In terms of other content, I’m not going to go into every show I watched and loved this year, most are pretty popular already, but holy cow, when I was home for Christmas my mom put Instant Hotel on Netflix, and I haven’t stopped screaming about it since. Imagine the Real Housewives of HGTV, set in Australia. The drama is incredible. The main premise is that five couples with vacation homes stay in each others’ houses, then rate them. The contestants are all amazing in their own way, most notably a self-proclaimed “fussy couple” in the first round. After each stay, the host reads everyone’s comments in front of the homeowners. It’s savage and I love it so much. The one perfect season on Netflix right now is 11 episodes long.

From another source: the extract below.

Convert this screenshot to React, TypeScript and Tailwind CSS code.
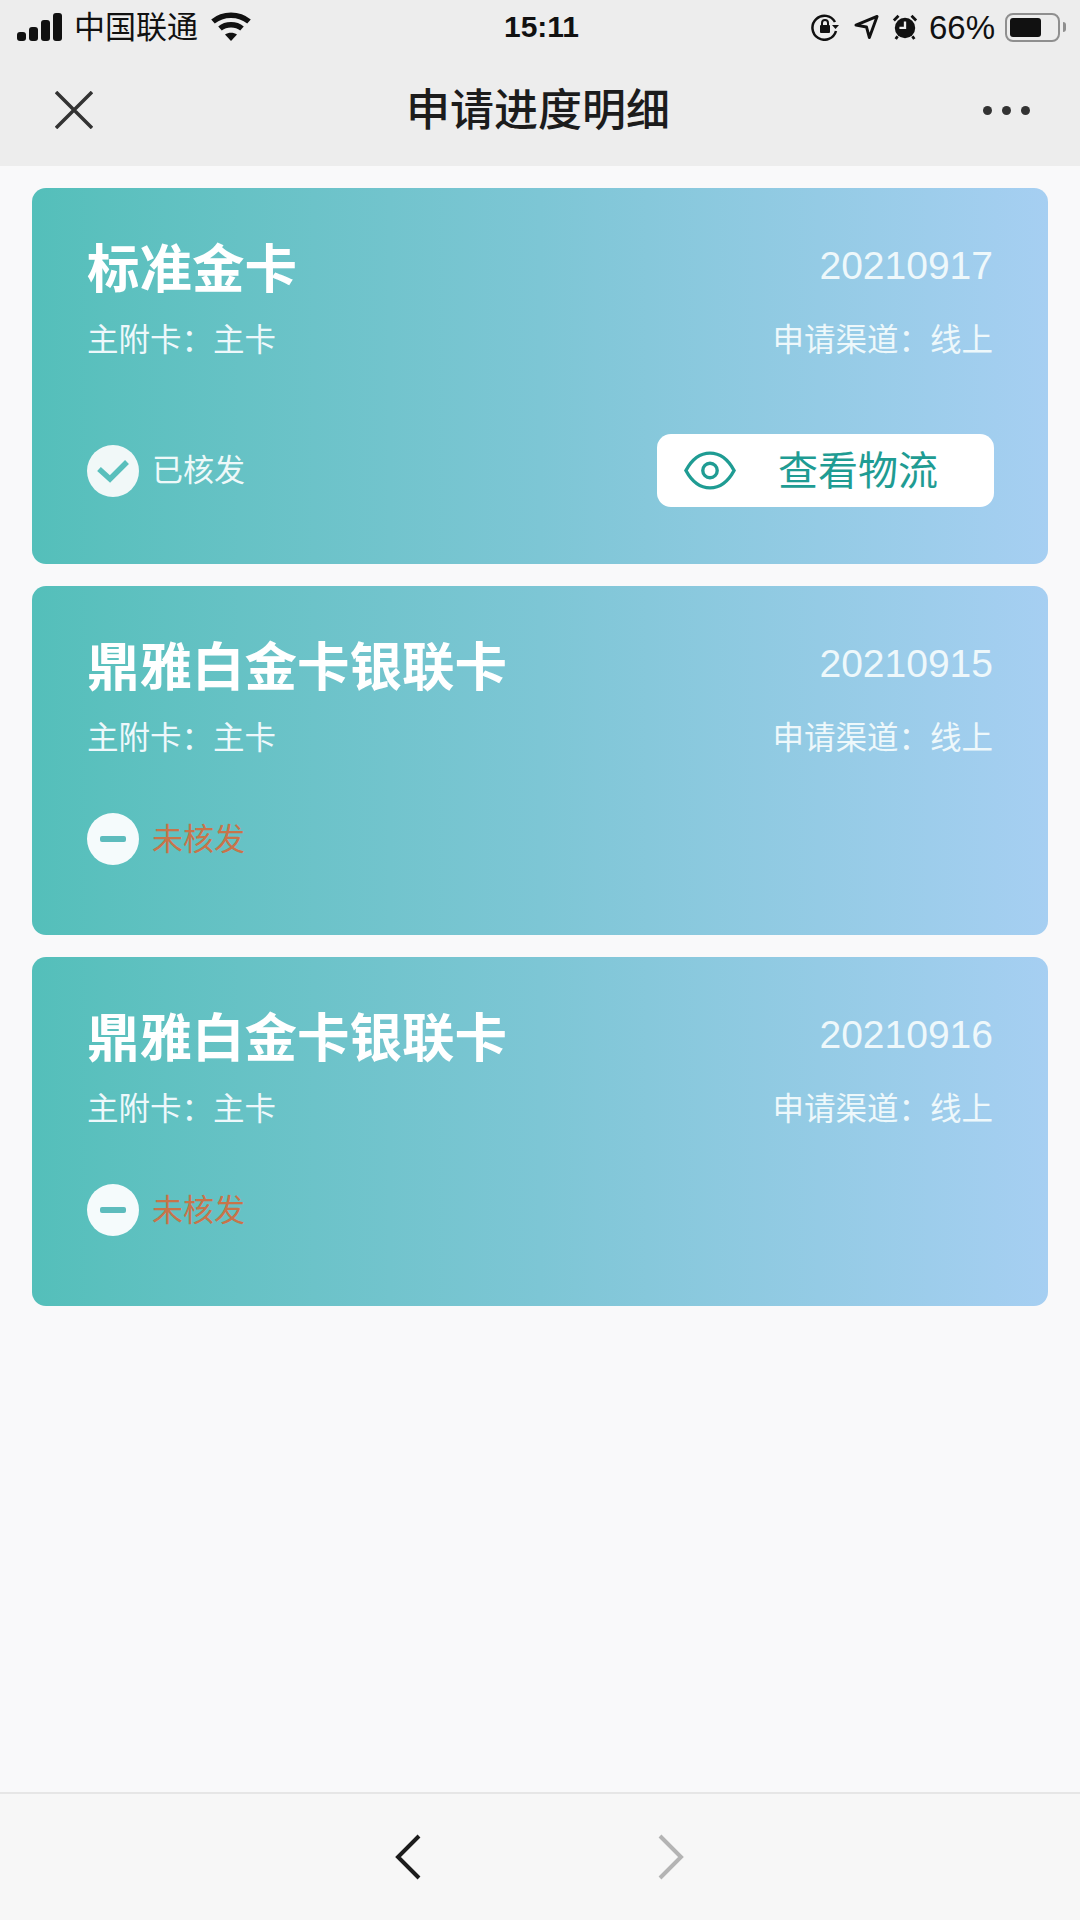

I pray every day for a season two.

Personal Style (aka, Learning to Dress Myself)

Finally, anyone who knows me knows that I’m always in a state of panic over what I’m going to wear on a given day. Even after 26 years, I struggle to dress myself, especially if it’s something of a big event. I’ve spent a lot of 2018 thinking about and defining my style, and one thing that helped was to find other women whose style I admired and try to adopt it in my own personal way. My favorite bloggers are Ali from A Dash of Details, Grace from The Stripe (she also has incredible book recommendations), and Jess Kirby (she is renovating a house — @thecozyranch — and her style is impeccable). Drawing inspiration from them,  I’ve been working on creating a wardrobe of pieces I really love, and that I feel confident in.

Looking Forward

2018 was quite a year. Yes, it was crappy and exhausting, but personally, I started feeling comfortable in my life and who I am, and accomplished some really big goals.

Always ambitious, I have a lot of goals in 2019, ranging from eating more veggies to travelling more to saving more money to becoming an earlier riser. All of which present unique challenges for me, but also open more opportunities. I’m proud of my 2018, thankful for everyone in my life, and excited to keep growing in 2019.